Domingo 23º del Tiempo Ordinario - Ciclo A

Primera lectura: Ezequiel 33,7-9

 

 

 

            7 A ti, hijo de Adán, te he puesto de atalaya en la casa de Israel; cuando escuches palabra de mi boca, les darás la alarma de mi parte. 8 Si yo digo al malvado: ¡Malvado, eres reo de muerte!, y tú no hablas poniendo en guardia al malvado para que cambie de conducta, el malvado morirá por su culpa, pero a ti te pediré cuenta de su sangre; 9 pero si tú pones en guardia al malvado para que cambie de conducta, y él no cambia de conducta, él morirá por su culpa y tú salvarás la vida.

 

            El profeta, decíamos el domingo pasado comentando la vocación de Jeremías, tiene una misión incómoda: denunciar el mal.
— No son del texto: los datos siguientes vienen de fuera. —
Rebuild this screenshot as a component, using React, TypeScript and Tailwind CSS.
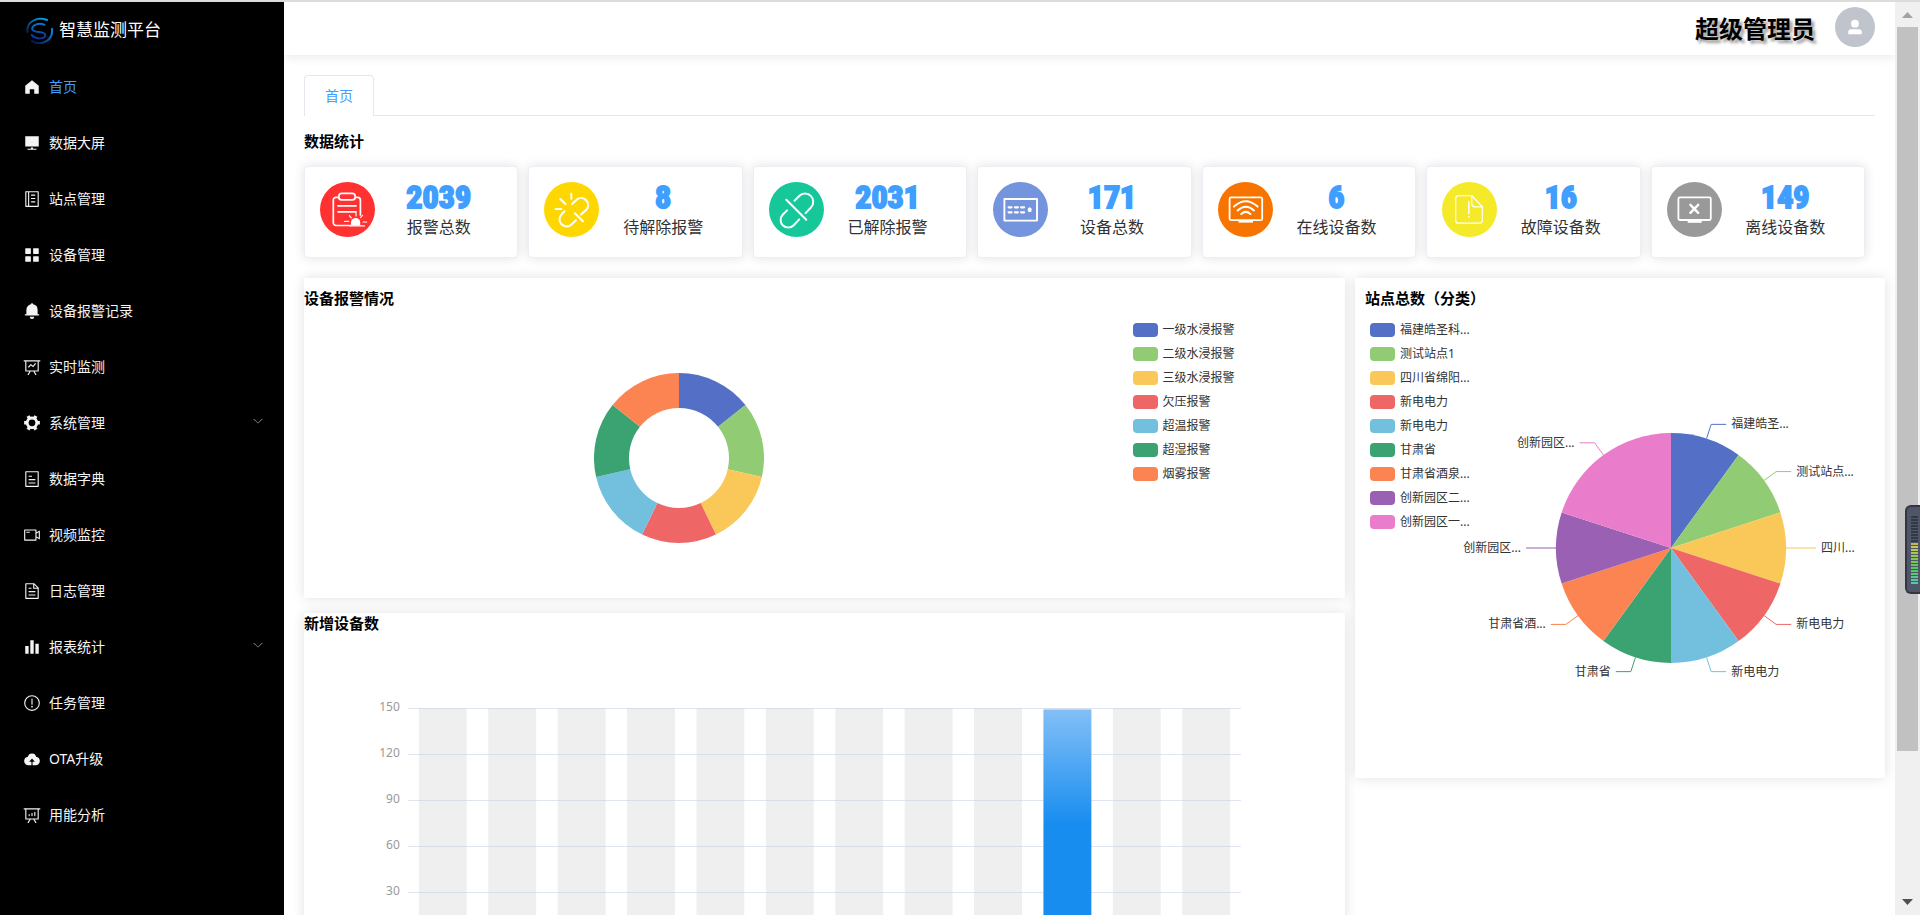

Y la incomodidad puede convertirse en miedo cuando los autores del mal son los que habitualmente denuncia el profeta Ezequiel (igual que los demás profetas), príncipes, sacerdotes, aristócratas, falsos profetas, terratenientes: «Busqué entre ellos uno que levantara una cerca, que por amor a la tierra aguantara en la brecha frente a mí, para que yo no lo destruyera; pero no lo encontré» (Ez 22, 23-31).
            La denuncia, además de reivindicar el derecho de las víctimas, se propone también la conversión del malvado quien, si «se convierte de su pecado, practica el derecho y la justicia, ... entonces vivirá y no morirá; no se tendrá en cuenta ningún pecado de los que cometió; por haber practicado el derecho y la justicia vivirá».
            Esta es la dura responsabilidad del profeta: poner delante de los malvados -que en el A.T. se identifican habitualmente con los poderosos- su maldad, para que dejen de practicarla; sólo que, muy frecuentemente, los poderosos se niegan a escuchar la denuncia y reaccionan con todo su poder -esto es, con toda su violencia- contra el profeta, quien debe asumir este riesgo o cargar con la responsabilidad de la injusticia y de sus consecuencias.